Schmid nennt Beispiele: Im Lehrerbereich müssten zur mittelfristigen Absicherung einer ausreichenden Unterrichtsversorgung jetzt die ausgebildeten Lehrkräfte an den Schuldienst des Landes gebunden werden, damit sie nicht in andere Bundesländer abwandern. Ansonsten könne der hohe Altersabgang der Lehrer in den kommenden Jahren nicht kompensiert werden. Auch in Bereichen wie der Steuerverwaltung sei angesichts der steigenden Pensionierungszahlen ein Einstellungskorridor für Nachwuchskräfte notwendig. Und bei der Polizei bestünde bereits heute eine akute Überlastung der Polizeibeamten durch eine Vielzahl aufwändiger Einsätze. „Die Polizei darf durch Mehrarbeit im Rahmen eines Vorgriffsstundenmodells nicht mehr zusätzlich belastet werden“, sagt Schmiedel und DPolG-Chef Lautensack ergänzt: Schon heute seien die EU-Vorgaben zur Arbeitszeit im Schicht- und Wechselschichtdienst kaum einzuhalten, geradezu unmöglich werde dies bei Einführung des Vorgriffsstundenmodells.

2. Die SPD-Landtagsfraktion und der Beamtenbund lehnen ein pauschales weiteres Stelleneinsparprogramm ab. SPD und BBW fordern statt dessen, zuerst die Aufgaben und Zuständigkeiten der Landesverwaltung zu definieren und erst danach festzulegen, auf wie viel Personal bei entsprechenden Neuregelungen in der Landesverwaltung ohne Qualitätseinbußen verzichtet werden kann. „Der Personalbedarf des Landes muss den Erfordernissen durch die Aufgaben folgen und nicht umgekehrt“, sagt Schmid. Stich fügt hinzu, der Fairness halber müsse die Landesregierung den Bürger auch darüber aufklären, welche öffentliche Dienstleistung künftig wegfalle.

3. Die SPD-Landtagsfraktion tritt ein für eine dialogorientierte Politik, die gemeinsam mit den Betroffenen versucht, Umsetzungsmöglichkeiten für notwendige Veränderungen zu erarbeiten. Deshalb begrüßt die SPD es außerordentlich, dass der Beamtenbund der Landesregierung für den anstehenden Nachtragshaushalt angeboten hatte, gemeinsam einen Weg für einen Einsparbetrag beim Landespersonal im niedrigen dreistelligen Millionenbereich zu finden. „Dass die Landesregierung dieses konstruktive Angebot zur Mitarbeit der Beamten leichtfertig ausgeschlagen hat, zeigt, dass Mappus einmal mehr auf Konfrontation setzt“, sagt Schmiedel. Damit verzichte er unnötig auf Akzeptanz und Sachverstand.

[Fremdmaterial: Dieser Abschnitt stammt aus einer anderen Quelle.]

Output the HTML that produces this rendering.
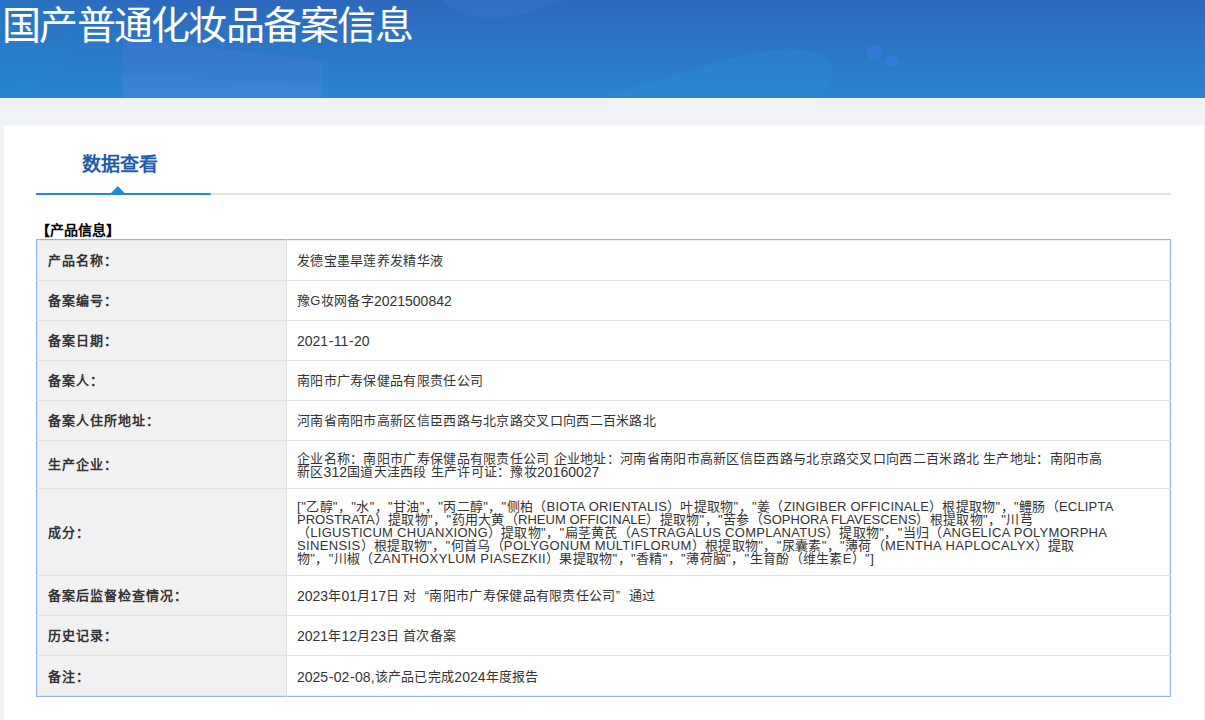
<!DOCTYPE html>
<html lang="zh-CN"><head><meta charset="utf-8">
<style>
*{margin:0;padding:0;box-sizing:border-box}
html,body{width:1205px;height:720px;overflow:hidden}
body{background:#eff3f6;font-family:"Liberation Sans",sans-serif;color:#333;position:relative;text-spacing-trim:space-all}
.hd{position:absolute;left:0;top:0;width:1205px;height:98px;overflow:hidden;
background:linear-gradient(180deg,#2d68bc 0%,#2b79c9 55%,#2a84d1 100%)}
.hd svg{position:absolute;left:0;top:0}
.hd h1{position:absolute;left:2px;top:4px;font-size:39px;letter-spacing:-1.75px;font-weight:normal;color:#fff;line-height:44px;white-space:nowrap}
.panel{position:absolute;left:4px;top:125px;width:1200px;height:620px;background:#fff}
.tabs{position:absolute;left:32px;top:68px;width:1135px;height:2px;background:#e4e4e4}
.tab{position:absolute;left:0;top:0;width:175px;height:2px;background:linear-gradient(90deg,#2a85d3 174px,#3fd2ef 174px)}
.tri{position:absolute;left:75px;top:-7px;display:block}
.tabt{position:absolute;left:78px;top:28px;font-size:19px;font-weight:bold;color:#1f5da8;line-height:24px;white-space:nowrap}
.sec{position:absolute;left:32px;top:96px;font-size:14px;font-weight:bold;color:#000;line-height:18px;white-space:nowrap}
table{position:absolute;left:32px;top:114px;width:1135px;border-collapse:collapse;border:1px solid #92b4e4}
.tbin{position:absolute;left:33px;top:115px;width:1133px;height:456px;border:1px solid rgba(200,195,185,0.25);pointer-events:none}
td{line-height:13px;padding:0;font-size:13px;white-space:nowrap}
tr+tr td{border-top:1px solid #e2e2e2}
td.l{width:250px;background:#f1f1f1;font-weight:bold;font-size:13px;letter-spacing:1.05px;color:#333;padding-left:11px;border-right:1px solid #e2e2e2}
td.v{padding-left:10px;color:#333}
.ln{letter-spacing:0.3px}
.ln i{font-style:normal}
.ln i.d{font-size:14px;letter-spacing:0px;position:relative;top:1px}
.ln i.d u{text-decoration:none;margin:0 0.5px}
.ln{--ax:0px}
.ln i.a{font-size:13px;letter-spacing:calc(0.24px + var(--ax))}
.ln i.q{font-size:13px;letter-spacing:0.47px;margin-left:0px}
.ln i.k{font-size:13px;letter-spacing:0.5px}
.ln b{font-weight:normal;display:inline-block;width:13px}
.ln b.ql{text-align:right}
.ln b.qr{text-align:left}
</style></head><body>
<div class="hd">
<svg width="1205" height="98" viewBox="0 0 1205 98">
<defs><linearGradient id='lt' x1='0' y1='0' x2='1' y2='0'><stop offset='0' stop-color='#1f8ad0' stop-opacity='0.35'/><stop offset='1' stop-color='#1f8ad0' stop-opacity='0'/></linearGradient></defs><rect x='0' y='0' width='160' height='98' fill='url(#lt)'/><polygon points='123,38 322,60 322,98 123,98' fill='rgba(100,125,235,0.2)'/><polygon points='123,75 322,85 322,98 123,98' fill='rgba(90,150,240,0.12)'/><path d='M442,0 C455,12 470,18 492,18 C520,18 545,8 566,0 Z' fill='rgba(70,130,215,0.22)'/><path d='M600,98 C680,75 740,50 790,49 C825,49 838,65 832,80 C828,90 822,95 815,98 Z' fill='rgba(45,140,215,0.35)'/><circle cx='874' cy='53' r='7.5' fill='rgba(60,125,230,0.55)'/><circle cx='892' cy='61.5' r='6' fill='rgba(60,125,230,0.55)'/>
</svg>
<h1>国产普通化妆品备案信息</h1></div>
<div class="panel">
  <div class="tabt">数据查看</div>
  <div class="tabs"><div class="tab"><svg class="tri" width="14" height="7" viewBox="0 0 14 7"><polygon points="0,7 6.8,0 13.6,7" fill="#2589d8"/></svg></div></div>
  <div class="sec">【产品信息】</div>
  <table>
    <tr style="height:41px"><td class="l">产品名称：</td><td class="v"><span class="ln">发德宝墨旱莲养发精华液</span></td></tr>
    <tr style="height:40px"><td class="l">备案编号：</td><td class="v"><span class="ln">豫<i class="a">G</i>妆网备字<i class="d">2021500842</i></span></td></tr>
    <tr style="height:40px"><td class="l">备案日期：</td><td class="v"><span class="ln"><i class="d">2021<u>-</u>11<u>-</u>20</i></span></td></tr>
    <tr style="height:40px"><td class="l">备案人：</td><td class="v"><span class="ln">南阳市广寿保健品有限责任公司</span></td></tr>
    <tr style="height:40px"><td class="l">备案人住所地址：</td><td class="v"><span class="ln">河南省南阳市高新区信臣西路与北京路交叉口向西二百米路北</span></td></tr>
    <tr style="height:48px"><td class="l">生产企业：</td><td class="v"><span class="ln">企业名称：南阳市广寿保健品有限责任公司<i class="a"> </i>企业地址：河南省南阳市高新区信臣西路与北京路交叉口向西二百米路北<i class="a"> </i>生产地址：南阳市高</span><br><span class="ln">新区<i class="d">312</i>国道天洼西段<i class="a"> </i>生产许可证：豫妆<i class="d">20160027</i></span></td></tr>
    <tr style="height:87px"><td class="l">成分：</td><td class="v"><span class="ln" style="--ax:-0.04px"><i class="k">[</i><i class="q">"</i>乙醇<i class="q">"</i>，<i class="q">"</i>水<i class="q">"</i>，<i class="q">"</i>甘油<i class="q">"</i>，<i class="q">"</i>丙二醇<i class="q">"</i>，<i class="q">"</i>侧柏（<i class="a">BIOTA ORIENTALIS</i>）叶提取物<i class="q">"</i>，<i class="q">"</i>姜（<i class="a">ZINGIBER OFFICINALE</i>）根提取物<i class="q">"</i>，<i class="q">"</i>鳢肠（<i class="a">ECLIPTA</i></span><br><span class="ln" style="--ax:-0.21px"><i class="a">PROSTRATA</i>）提取物<i class="q">"</i>，<i class="q">"</i>药用大黄（<i class="a">RHEUM OFFICINALE</i>）提取物<i class="q">"</i>，<i class="q">"</i>苦参（<i class="a">SOPHORA FLAVESCENS</i>）根提取物<i class="q">"</i>，<i class="q">"</i>川芎</span><br><span class="ln" style="--ax:0.03px">（<i class="a">LIGUSTICUM CHUANXIONG</i>）提取物<i class="q">"</i>，<i class="q">"</i>扁茎黄芪（<i class="a">ASTRAGALUS COMPLANATUS</i>）提取物<i class="q">"</i>，<i class="q">"</i>当归（<i class="a">ANGELICA POLYMORPHA</i></span><br><span class="ln" style="--ax:0.13px"><i class="a">SINENSIS</i>）根提取物<i class="q">"</i>，<i class="q">"</i>何首乌（<i class="a">POLYGONUM MULTIFLORUM</i>）根提取物<i class="q">"</i>，<i class="q">"</i>尿囊素<i class="q">"</i>，<i class="q">"</i>薄荷（<i class="a">MENTHA HAPLOCALYX</i>）提取</span><br><span class="ln" style="--ax:0.16px">物<i class="q">"</i>，<i class="q">"</i>川椒（<i class="a">ZANTHOXYLUM PIASEZKII</i>）果提取物<i class="q">"</i>，<i class="q">"</i>香精<i class="q">"</i>，<i class="q">"</i>薄荷脑<i class="q">"</i>，<i class="q">"</i>生育酚（维生素<i class="a">E</i>）<i class="q">"</i><i class="k">]</i></span></td></tr>
    <tr style="height:40px"><td class="l">备案后监督检查情况：</td><td class="v"><span class="ln"><i class="d">2023</i>年<i class="d">01</i>月<i class="d">17</i>日<i class="a"> </i>对<b class="ql">“</b>南阳市广寿保健品有限责任公司<b class="qr">”</b>通过</span></td></tr>
    <tr style="height:40px"><td class="l">历史记录：</td><td class="v"><span class="ln"><i class="d">2021</i>年<i class="d">12</i>月<i class="d">23</i>日<i class="a"> </i>首次备案</span></td></tr>
    <tr style="height:41px"><td class="l">备注：</td><td class="v"><span class="ln"><i class="d">2025<u>-</u>02<u>-</u>08,</i>该产品已完成<i class="d">2024</i>年度报告</span></td></tr>
  </table>
  <div class="tbin"></div>
</div>
</body></html>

4. SPD und Beamtenbund wollen ihre bisher schon praktizierte Zusammenarbeit weiter ausbauen und auch Wege über mögliche Einsparungen für die nächste Wahlperiode aufzeigen. „Der SPD geht es darum, ein Konzept zu entwickeln, wie in der Landesverwaltung sinnvoll und im Dialog gespart werden kann“, erklärt Schmid.